In July, the Royal Society and the British Academy held a seminar to connect debates on the governance of data and its uses. Representatives from academia, government and business gathered to share their expertise about how their sector has dealt with new applications of data and what challenges might arise in the future.

Enabling the benefits through sustained debate

Internet iconsA complex landscape emerged from the discussion– a complexity which means we need to rethink what kind of governance is needed to address challenges such as accountability, transparency and equity thrown up by new technologies.

This should be framed as realising the benefits, rather than avoiding risks: How do we best enable new and exciting data applications – such as machine learning – to create opportunities and benefits to the economy and society?

A sustained framework may be required that can mediate well-informed debate and decision-making with input both from experts and the public. The connected and networked landscape of data use means that such a framework also needs to look across sectors, connecting debates when appropriate, and be adaptive to respond to new technological developments

The UK, with its strength in data science and the tech sector, is in a good position to lead this discussion. To do this, we need to move beyond fragmented debates fixed in the 20th century.

A 21st century debate

Throughout the day the conversation moved away from concepts rooted in notions of data as something static, such as privacy and consent. Instead the focus moved to new issues emerging from increasingly more complex and fluid applications of data.

It is in the combining, linking and application of data that innovation is happening and new knowledge is being generated. Datasets that might seem innocuous can reveal meaningful and sometimes sensitive things when combined with other datasets. Smart algorithms make use of multiple datasets to help predict behaviour and automate decisions, in a way that moves the use of data far beyond the original purpose for which it was collected.

At the same time, individual personas matter much less than what the data says about you, the predictions that can be made about your behaviour and how that can be of benefit to you and to others. This predictive power can be advantageous – but it can be problematic if there is bias in datasets used, and where generalisations based on data might lead to stereotyping. As a result, in the context of machine learning and its applications – and even data use more generally – issues of privacy and personal identity seem to have less significance than issues of freedom of choice, autonomy and equality.

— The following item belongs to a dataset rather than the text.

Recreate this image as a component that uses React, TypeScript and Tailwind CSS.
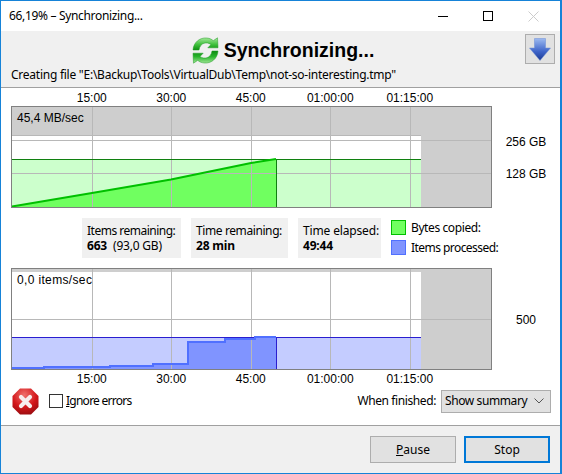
import React from "react";

const ui = "font-['Noto_Sans','Open_Sans',sans-serif] text-[12px] text-[#000]";
const arial = "font-['Liberation_Sans',Arial,sans-serif] text-[12px] text-black";

function SyncIcon() {
  return (
    <svg width="27" height="27" viewBox="0 0 27 27">
      <defs>
        <linearGradient id="g1" x1="0" y1="0" x2="0" y2="1">
          <stop offset="0" stopColor="#a4e89a" />
          <stop offset="0.55" stopColor="#3fc03c" />
          <stop offset="1" stopColor="#0c8f10" />
        </linearGradient>
        <linearGradient id="g2" x1="0" y1="0" x2="0" y2="1">
          <stop offset="0" stopColor="#0c8a12" />
          <stop offset="0.45" stopColor="#27b32a" />
          <stop offset="1" stopColor="#9fe695" />
        </linearGradient>
      </defs>
      <path d="M1 13 C1.5 5 8 0.5 14.5 1 C18 1.2 20 2.5 21.2 3.7 L25.5 0.8 L26 10.8 L15.8 10.8 L19 7.6 C17 6 14.5 5.6 12 6.3 C9.5 7 7.5 9.5 7 13 Z" fill="url(#g1)" stroke="#1f9a22" strokeWidth="0.5" />
      <path d="M26 14 C25.5 22 19 26.5 12.5 26 C9 25.8 7 24.5 5.8 23.3 L1.5 26.2 L1 16.2 L11.2 16.2 L8 19.4 C10 21 12.5 21.4 15 20.7 C17.5 20 19.5 17.5 20 14 Z" fill="url(#g2)" stroke="#1f9a22" strokeWidth="0.5" />
    </svg>
  );
}

function DownIcon() {
  return (
    <svg width="22" height="23" viewBox="0 0 22 23">
      <defs>
        <linearGradient id="d1" x1="0" y1="0" x2="0" y2="1">
          <stop offset="0" stopColor="#9dbaf0" />
          <stop offset="0.6" stopColor="#3d63c8" />
          <stop offset="1" stopColor="#1c3a92" />
        </linearGradient>
      </defs>
      <path d="M5.5 0.5 H16.5 V10 H21.5 L11 22.5 L0.5 10 H5.5 Z" fill="url(#d1)" stroke="#6a8cd6" strokeWidth="0.5" />
    </svg>
  );
}

function ErrorIcon() {
  return (
    <svg width="27" height="27" viewBox="0 0 27 27">
      <defs>
        <radialGradient id="e1" cx="0.45" cy="0.25" r="0.85">
          <stop offset="0" stopColor="#f0706c" />
          <stop offset="0.55" stopColor="#d3161a" />
          <stop offset="1" stopColor="#8c0a0e" />
        </radialGradient>
      </defs>
      <path d="M8 0.5 H19 L26.5 8 V19 L19 26.5 H8 L0.5 19 V8 Z" fill="url(#e1)" />
      <path d="M9 9 L18 18 M18 9 L9 18" stroke="#f7eeee" strokeWidth="4.2" strokeLinecap="round" />
    </svg>
  );
}

const X = [81, 160, 240, 319, 399];

function BytesChart() {
  return (
    <svg width="481" height="102" viewBox="0 0 481 102" className="block shrink-0" shapeRendering="crispEdges">
      <rect x="0" y="0" width="481" height="102" fill="#cecece" />
      <rect x="1" y="30" width="409" height="71" fill="#fff" />
      <rect x="1" y="53" width="409" height="48" fill="#ccffcc" />
      <path d="M1 101 L81 87 L160 73.5 L240 57 L265 53 L265 101 Z" fill="#70ff60" shapeRendering="auto" />
      {X.map((x) => <rect key={x} x={x} y="1" width="1" height="100" fill="#b8b8b8" />)}
      <rect x="1" y="29" width="409" height="1" fill="#b8b8b8" />
      <rect x="1" y="34" width="479" height="1" fill="#b8b8b8" />
      <rect x="1" y="67" width="479" height="1" fill="#b8b8b8" />
      <rect x="1" y="53" width="409" height="1" fill="#108010" />
      <path d="M1 100.5 L81 87 L160 73.5 L240 57 L265 53" stroke="#00c000" strokeWidth="2" fill="none" shapeRendering="auto" />
      <rect x="265" y="53" width="1" height="48" fill="#108010" />
      <rect x="0.5" y="0.5" width="480" height="101" fill="none" stroke="#808080" />
    </svg>
  );
}

function ItemsChart() {
  return (
    <svg width="481" height="102" viewBox="0 0 481 102" className="block shrink-0" shapeRendering="crispEdges">
      <rect x="0" y="0" width="481" height="102" fill="#cecece" />
      <rect x="1" y="4" width="409" height="97" fill="#fff" />
      <rect x="1" y="69" width="409" height="32" fill="#c4ccff" />
      <path d="M1 100 L33 100 L33 99 L99 99 L99 98 L142 98 L142 96 L177 96 L177 74 L214 74 L214 71 L244 71 L244 69 L265 69 L265 101 L1 101 Z" fill="#8094ff" />
      {X.map((x) => <rect key={x} x={x} y="1" width="1" height="100" fill="#b8b8b8" />)}
      <rect x="1" y="51" width="479" height="1" fill="#b8b8b8" />
      <rect x="1" y="69" width="409" height="1" fill="#2a1ed0" />
      <path d="M1 100 L33 100 L33 99 L99 99 L99 98 L142 98 L142 96 L177 96 L177 74 L214 74 L214 71 L244 71 L244 69 L265 69" stroke="#5070ff" strokeWidth="2" fill="none" />
      <rect x="265" y="69" width="1" height="32" fill="#2a1ed0" />
      <rect x="0.5" y="0.5" width="480" height="101" fill="none" stroke="#808080" />
    </svg>
  );
}

function Ticks({ h }: { h: string }) {
  return (
    <div className={`flex pl-[51px] ${h} items-center ${arial}`}>
      {["15:00", "30:00", "45:00", "01:00:00", "01:15:00"].map((t) => (
        <div key={t} className="w-[79.5px] text-center whitespace-nowrap">{t}</div>
      ))}
    </div>
  );
}

function Stat({ w, track, label, value, extra }: { w: string; track: string; label: string; value: string; extra?: string }) {
  return (
    <div className={`${w} h-[40px] bg-[#f0f0f0] pl-[5px] pt-[5px] leading-[15px] ${ui}`}>
      <div className={`whitespace-nowrap ${track}`}>{label}</div>
      <div className="whitespace-nowrap tracking-[-0.2px]">
        <span className="font-bold">{value}</span>
        {extra ? <span className="ml-[6px]">{extra}</span> : null}
      </div>
    </div>
  );
}

export default function App() {
  return (
    <div className="w-[562px] h-[474px] bg-white flex flex-col border-t border-b border-l border-r-2 border-[#1683d8] overflow-hidden">
      <div className={`h-[30px] shrink-0 flex items-center justify-between ${ui}`}>
        <span className="pl-[8px] pb-[1px] tracking-[-0.33px]">66,19% – Synchronizing...</span>
        <div className="flex items-center">
          <div className="w-[45px] flex justify-center"><svg width="11" height="11"><rect x="0" y="5" width="10" height="1" fill="#000" /></svg></div>
          <div className="w-[45px] flex justify-center"><svg width="11" height="11"><rect x="0.5" y="0.5" width="9" height="9" fill="none" stroke="#000" /></svg></div>
          <div className="w-[45px] flex justify-center mr-[4px]"><svg width="11" height="11"><path d="M0.5 0.5 L10.5 10.5 M10.5 0.5 L0.5 10.5" stroke="#cccccc" /></svg></div>
        </div>
      </div>

      <div className="h-[57px] shrink-0 bg-[#f0f0f0] border-b border-[#a0a0a0] flex flex-col">
        <div className="grid grid-cols-[1fr_auto_1fr] h-[36px] items-center">
          <div />
          <div className="flex items-center gap-[5px] pl-[5px] pt-[2px]">
            <SyncIcon />
            <span className="font-['Liberation_Sans',Arial,sans-serif] font-bold text-[19.5px] leading-[24px] text-black">Synchronizing...</span>
          </div>
          <div className="flex justify-end pr-[5px]">
            <div className="w-[30px] h-[30px] border border-[#adadad] bg-[#e1e1e1] flex items-center justify-center"><DownIcon /></div>
          </div>
        </div>
        <div className={`pl-[10px] leading-[16px] whitespace-nowrap tracking-[-0.25px] ${ui}`}>Creating file "E:\Backup\Tools\VirtualDub\Temp\not-so-interesting.tmp"</div>
      </div>

      <div className="flex-1 flex flex-col pt-[2px]">
        <Ticks h="h-[16px]" />
        <div className="flex pl-[10px]">
          <div className="relative">
            <BytesChart />
            <span className={`absolute left-[6px] top-[3px] ${arial}`}>45,4 MB/sec</span>
          </div>
          <div className={`w-[70px] flex flex-col items-center pt-[28px] gap-[16px] leading-[16px] ${arial}`}>
            <span>256 GB</span>
            <span>128 GB</span>
          </div>
        </div>

        <div className="flex mt-[10px] pl-[81px] h-[40px]">
          <Stat w="w-[99px]" track="tracking-[-0.5px]" label="Items remaining:" value="663" extra="(93,0 GB)" />
          <div className="w-[10px]" />
          <Stat w="w-[97px]" track="tracking-[-0.4px]" label="Time remaining:" value="28 min" />
          <div className="w-[10px]" />
          <Stat w="w-[83px]" track="tracking-[-0.15px]" label="Time elapsed:" value="49:44" />
          <div className={`ml-[10px] flex flex-col gap-[5px] pt-[2px] ${ui}`}>
            <div className="flex items-center gap-[5px] h-[15px]">
              <div className="w-[15px] h-[15px] bg-[#70ff60] border border-[#00c000]" />
              <span className="whitespace-nowrap tracking-[-0.4px]">Bytes copied:</span>
            </div>
            <div className="flex items-center gap-[5px] h-[15px]">
              <div className="w-[15px] h-[15px] bg-[#8094ff] border border-[#5070ff]" />
              <span className="whitespace-nowrap tracking-[-0.55px]">Items processed:</span>
            </div>
          </div>
        </div>

        <div className="flex pl-[10px] mt-[10px]">
          <div className="relative">
            <ItemsChart />
            <span className={`absolute left-[6px] top-[3px] tracking-[0.35px] ${arial}`}>0,0 items/sec</span>
          </div>
          <div className={`w-[70px] flex flex-col items-center pt-[44px] leading-[16px] ${arial}`}>
            <span>500</span>
          </div>
        </div>
        <Ticks h="h-[17px]" />

        <div className="flex items-center justify-between pl-[11px] pr-[9px] h-[28px]">
          <div className="flex items-center">
            <ErrorIcon />
            <div className="ml-[10px] w-[14px] h-[14px] border border-[#333] bg-white" />
            <span className={`ml-[3px] tracking-[-0.75px] ${ui}`}><span className="underline">I</span>gnore errors</span>
          </div>
          <div className={`flex items-center ${ui}`}>
            <span className="mr-[5px] tracking-[-0.4px]">When finished:</span>
            <div className="w-[110px] h-[23px] bg-[#e1e1e1] border border-[#adadad] flex items-center justify-between pl-[3px] pr-[6px]">
              <span className="tracking-[-0.4px]">Show summary</span>
              <svg width="10" height="6"><path d="M0.5 0.5 L5 5 L9.5 0.5" fill="none" stroke="#555" /></svg>
            </div>
          </div>
        </div>

        <div className="mt-auto h-[48px] bg-[#f0f0f0] border-t border-[#a0a0a0] flex justify-end items-start pt-[10px] pr-[10px] gap-[8px]">
          <div className={`w-[86px] h-[27px] bg-[#e1e1e1] border border-[#adadad] flex items-center justify-center ${ui}`}><span><span className="underline">P</span>ause</span></div>
          <div className={`w-[86px] h-[27px] bg-[#e1e1e1] border-2 border-[#0078d7] flex items-center justify-center ${ui}`}>Stop</div>
        </div>
      </div>
    </div>
  );
}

Similarly, in the age of big data and analytics it is often the unforeseen use that has most value. As it is becoming more difficult to map the causal route from data generation, collection, processing and use, consent becomes less useful of a concept. Rather, it is merely one component of what is a much more complex governance structure.

Context matters. So does flexibility.

With the wide range of sectors represented at the seminar, the importance of the changing contexts of competing interests became clear. Relationships identified during the day included such things as: accountability and transparency versus algorithmic performance; freedom and autonomy versus efficiency and security; sensitivity versus openness and individual rights and benefits versus social rights and benefits.

This goes beyond simple zero-sum trade-offs. Any future governance system will need to be flexible enough to allow for different balances of such relationships. It also needs to be able to deal with new technologies and applications.

It is not just about the data

Just as it no longer makes sense to think about data applications in any one sector on its own, it does not make sense to think about data on its own. The linking and combination of data sets, the road from collection, analysis and processing in physical systems and through algorithms all means that when we talk about data governance, what we really are talking about is the governance of the use of data. This means that data, algorithms, or any other single data-based technology should not be considered in isolation. In fact, it is new technologies such as machine learning which has brought new question to the fore and throwing up new challenges around transparency, accountability and freedom of choice.

Ultimately, the questions are even larger than this. Given the prevalence of new technologies both now and in the future, these questions speak to the very core of what kind of society we want to live in.

Next steps

There will be a public record of the meeting published later in this summer. The Royal Society, with the British Academy, continue to build our understanding of what key questions need to be answered, and how we can help address them.